Here is what I did so far and it's result (code in PHP language):
$str1 = "Hello";
$str2 = "World";
$deflate1 = gzdeflate($str1);
$deflate2 = gzdeflate($str2);
$concat = substr($deflate1, 0, -2) . $deflate2;
$inflate = gzinflate($concat);
print($inflate);
Result:
HellnWorld
As you see, the last character of the first string is changed from o
to n
.
How can I fix this algorithm? (algorithms or c/php/go sample codes are ok).
What you're trying to do with the output of gzdeflate()
won't work. You cannot delete bytes from the end to attempt concatenation. You can simply concatenate gzip streams (without deleting anything), as produced by PHP's gzencode()
, which are then valid gzip data. Though I am told that gzdecode()
has a bug, and will not decode such a sequence of gzip members. (Someone should report the bug.)

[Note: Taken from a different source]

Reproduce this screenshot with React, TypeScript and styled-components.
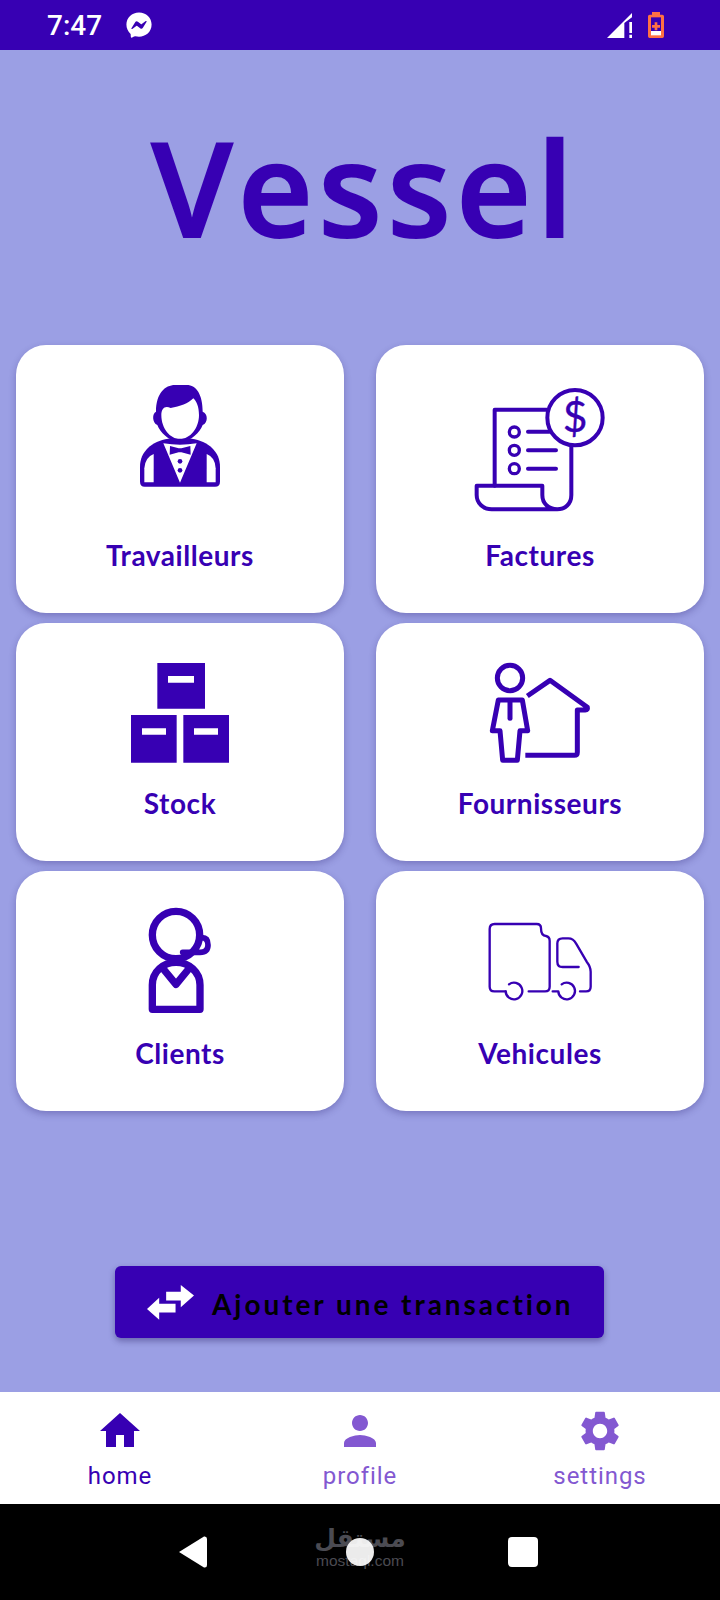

You can use deflate_init()
and deflate_add()
, with appropriate flush options, to build up a compatible, complete deflate stream. For each individual stream, you would use ZLIB_SYNC_FLUSH
, followed by ZLIB_FINISH
to make a deflate stream that ends with a an empty, stored deflate block, which ends on a byte boundary, and then an empty fixed block marked as the last block. That final empty fixed block is two bytes. If it is deleted from the end, then you can concatenate another deflate stream after it. The last such piece concatenated should not have the last two bytes deleted, so that the whole thing is a properly terminated deflate stream.
When trying this, I found another bug. deflate_add()

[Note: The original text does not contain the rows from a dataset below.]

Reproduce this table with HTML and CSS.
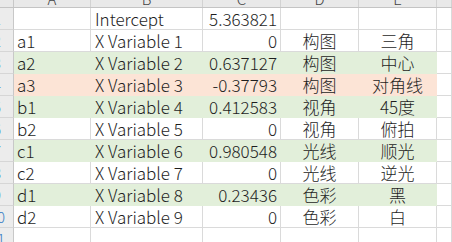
FILE: index.html
```html
<!DOCTYPE html>
<html>
<head>
<meta charset="utf-8">
<link rel="stylesheet" href="styles.css">
</head>
<body>
<div class="sheet">
  <div class="hdr">
    <div class="rh"></div>
    <div class="h ca"><span>A</span></div>
    <div class="h cb"><span>B</span></div>
    <div class="h cc"><span>C</span></div>
    <div class="h cd"><span>D</span></div>
    <div class="h ce"><span>E</span></div>
    <div class="h cf"></div>
  </div>
  <div class="row">
    <div class="rh"><div class="rn">1</div></div>
    <div class="c ca"></div><div class="c cb">Intercept</div><div class="c cc num">5.363821</div><div class="c cd"></div><div class="c ce"></div><div class="c cf"></div>
  </div>
  <div class="row">
    <div class="rh"><div class="rn">2</div></div>
    <div class="c ca">a1</div><div class="c cb">X Variable 1</div><div class="c cc num">0</div><div class="c cd">构图</div><div class="c ce">三角</div><div class="c cf"></div>
  </div>
  <div class="row green">
    <div class="rh"><div class="rn">3</div></div>
    <div class="c ca">a2</div><div class="c cb">X Variable 2</div><div class="c cc num">0.637127</div><div class="c cd">构图</div><div class="c ce">中心</div><div class="c cf"></div>
  </div>
  <div class="row red">
    <div class="rh"><div class="rn">4</div></div>
    <div class="c ca">a3</div><div class="c cb">X Variable 3</div><div class="c cc num">-0.37793</div><div class="c cd">构图</div><div class="c ce">对角线</div><div class="c cf"></div>
  </div>
  <div class="row green">
    <div class="rh"><div class="rn">5</div></div>
    <div class="c ca">b1</div><div class="c cb">X Variable 4</div><div class="c cc num">0.412583</div><div class="c cd">视角</div><div class="c ce">45度</div><div class="c cf"></div>
  </div>
  <div class="row">
    <div class="rh"><div class="rn">6</div></div>
    <div class="c ca">b2</div><div class="c cb">X Variable 5</div><div class="c cc num">0</div><div class="c cd">视角</div><div class="c ce">俯拍</div><div class="c cf"></div>
  </div>
  <div class="row green">
    <div class="rh"><div class="rn">7</div></div>
    <div class="c ca">c1</div><div class="c cb">X Variable 6</div><div class="c cc num">0.980548</div><div class="c cd">光线</div><div class="c ce">顺光</div><div class="c cf"></div>
  </div>
  <div class="row">
    <div class="rh"><div class="rn">8</div></div>
    <div class="c ca">c2</div><div class="c cb">X Variable 7</div><div class="c cc num">0</div><div class="c cd">光线</div><div class="c ce">逆光</div><div class="c cf"></div>
  </div>
  <div class="row green">
    <div class="rh"><div class="rn">9</div></div>
    <div class="c ca">d1</div><div class="c cb">X Variable 8</div><div class="c cc num">0.23436</div><div class="c cd">色彩</div><div class="c ce">黑</div><div class="c cf"></div>
  </div>
  <div class="row">
    <div class="rh"><div class="rn">10</div></div>
    <div class="c ca">d2</div><div class="c cb">X Variable 9</div><div class="c cc num">0</div><div class="c cd">色彩</div><div class="c ce">白</div><div class="c cf"></div>
  </div>
  <div class="row">
    <div class="rh"><div class="rn">11</div></div>
    <div class="c ca"></div><div class="c cb"></div><div class="c cc"></div><div class="c cd"></div><div class="c ce"></div><div class="c cf"></div>
  </div>
</div>
</body>
</html>
```

FILE: styles.css
```css
html, body {
  margin: 0;
  padding: 0;
  background: #ffffff;
  overflow: hidden;
}
.sheet {
  width: 452px;
  height: 242px;
  overflow: hidden;
  display: flex;
  flex-direction: column;
  font-family: "Noto Sans CJK SC", sans-serif;
  font-size: 17px;
  font-weight: 300;
  color: #1e1e1e;
}
.hdr {
  display: flex;
  flex: none;
  height: 8px;
  box-sizing: border-box;
  background: #e9e9e9;
  border-bottom: 1px solid #c4c4c4;
  overflow: hidden;
}
.hdr .h {
  box-sizing: border-box;
  border-right: 1px solid #d2d2d2;
  display: flex;
  justify-content: center;
  align-items: flex-end;
  padding-bottom: 1px;
  font-size: 15px;
  line-height: 1;
  color: #444444;
  overflow: visible;
}
.hdr .rh {
  background: #e9e9e9;
  border-bottom: none;
}
.ca { width: 77px; }
.cb { width: 112px; }
.cc { width: 78px; }
.cd { width: 78px; }
.ce { width: 78px; }
.cf { flex: 1; }
.row {
  display: flex;
  flex: none;
  height: 22px;
}
.rh {
  flex: none;
  width: 14px;
  box-sizing: border-box;
  background: #ececec;
  border-right: 1px solid #c8c8c8;
  border-bottom: 1px solid #d6d6d6;
  overflow: hidden;
}
.rn {
  width: 32px;
  margin-left: -19px;
  text-align: center;
  font-size: 15px;
  line-height: 21px;
  color: #3b7fc4;
}
.c {
  flex: none;
  box-sizing: border-box;
  height: 22px;
  padding-top: 1px;
  border-right: 1px solid #dadada;
  border-bottom: 1px solid #dadada;
  line-height: 20px;
  white-space: nowrap;
  overflow: hidden;
  text-align: center;
}
.c.cf { flex: 1; }
.c.ca, .c.cb {
  text-align: left;
  padding-left: 3px;
}
.c.cb { padding-left: 4px; }
.c.num {
  text-align: right;
  padding-right: 3px;
}
.green .ca, .green .cb, .green .cc, .green .cd, .green .ce {
  background: #e2efda;
  border-color: #e2efda;
}
.red .ca, .red .cb, .red .cc, .red .cd, .red .ce {
  background: #fce4d6;
  border-color: #fce4d6;
}
```
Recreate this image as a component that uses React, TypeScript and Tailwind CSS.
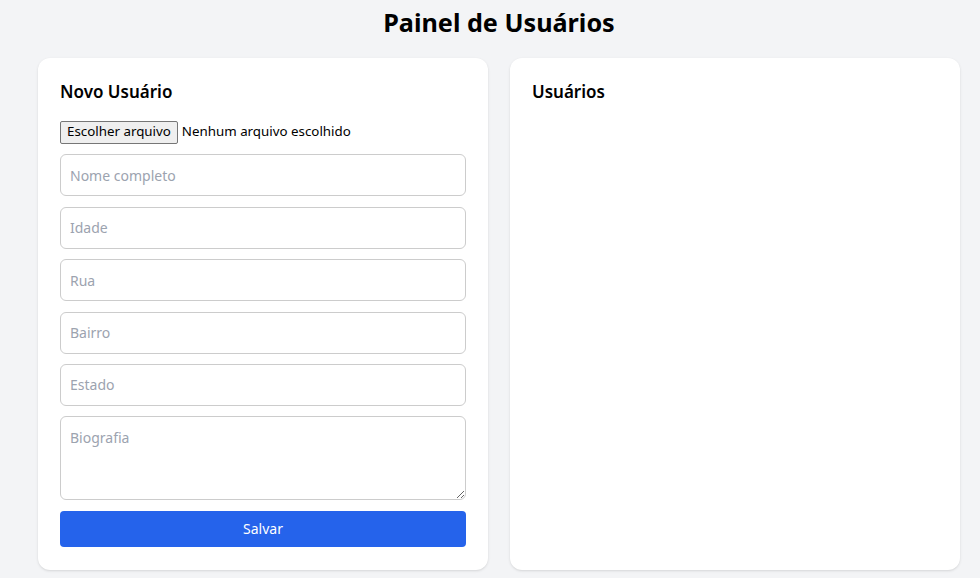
import React from "react";

const fields = ["Nome completo", "Idade", "Rua", "Bairro", "Estado"];

export default function App() {
  return (
    <div className="min-h-screen bg-gray-100 font-['Noto_Sans',sans-serif] text-black">
      <div className="w-[998px]">
        <h1 className="text-center text-[25.2px] font-bold leading-[36px] pt-[4px]">Painel de Usuários</h1>
        <div className="flex gap-[22px] px-[38px] mt-[18px]">
          <div className="w-[450px] shrink-0 h-[512px] bg-white rounded-xl shadow p-[22px]">
            <h2 className="text-[17px] font-semibold leading-[24px] mb-[16px]">Novo Usuário</h2>
            <form className="flex flex-col gap-[10.4px]" onSubmit={(e) => e.preventDefault()}>
              <div className="flex items-center h-[24px] text-[13.33px]">
                <label className="h-[23px] flex items-center px-[6px] bg-[#efefef] border border-[#767676] rounded-[2px] text-black cursor-default">
                  Escolher arquivo
                </label>
                <span className="ml-[4px]">Nenhum arquivo escolhido</span>
              </div>
              {fields.map((f) => (
                <input
                  key={f}
                  placeholder={f}
                  className="h-[42px] w-full border border-[#cccccc] rounded-md px-[9px] text-[14px] placeholder:text-[#9ca3af] outline-none"
                />
              ))}
              <textarea
                placeholder="Biografia"
                className="h-[84px] w-full border border-[#cccccc] rounded-md px-[9px] py-[10px] text-[14px] placeholder:text-[#9ca3af] outline-none"
              />
              <button type="submit" className="h-[36px] w-full bg-[#2563eb] text-white text-[14px] rounded">
                Salvar
              </button>
            </form>
          </div>
          <div className="w-[450px] shrink-0 h-[512px] bg-white rounded-xl shadow p-[22px]">
            <h2 className="text-[17px] font-semibold leading-[24px]">Usuários</h2>
          </div>
        </div>
      </div>
    </div>
  );
}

will not honor the ZLIB_SYNC_FLUSH
request if the data string is empty. You can repeatedly call deflate_add($def, '', ZLIB_SYNC_FLUSH);
all day long, and it will do nothing. You need to use ZLIB_SYNC_FLUSH
on your last call of deflate_add()
with some data. For example:
$def = deflate_init(ZLIB_ENCODING_RAW);
$out = deflate_add($def, 'this ', ZLIB_NO_FLUSH);
$out = deflate_add($def, 'is ', ZLIB_NO_FLUSH);
$out .= deflate_add($def, 'a test.', ZLIB_SYNC_FLUSH);
$out .= deflate_add($def, '', ZLIB_FINISH);
(For some reason, I have never answered a question about PHP without discovering more bugs in PHP. I wonder why people use it.)
Edit by OP: Here is what is exactly needed:
// first file
$def1 = deflate_init(ZLIB_ENCODING_RAW);
$file1 = deflate_add($def1, "1111111111", ZLIB_SYNC_FLUSH);
// second file, compress in two part
$def2 = deflate_init(ZLIB_ENCODING_RAW);
$file2 = deflate_add($def2, "22222", ZLIB_NO_FLUSH);
$file2 .= deflate_add($def2, "33333", ZLIB_SYNC_FLUSH);
// join on the fly
// $def3 = deflate_init(ZLIB_ENCODING_RAW);
// $joined = $file1 . $file2;
// $joined .= deflate_add($def3, "", ZLIB_FINISH);
// or simply :
$joined = $file1 . $file2 . "\03\00";
// decompress
$decompress = gzinflate($joined);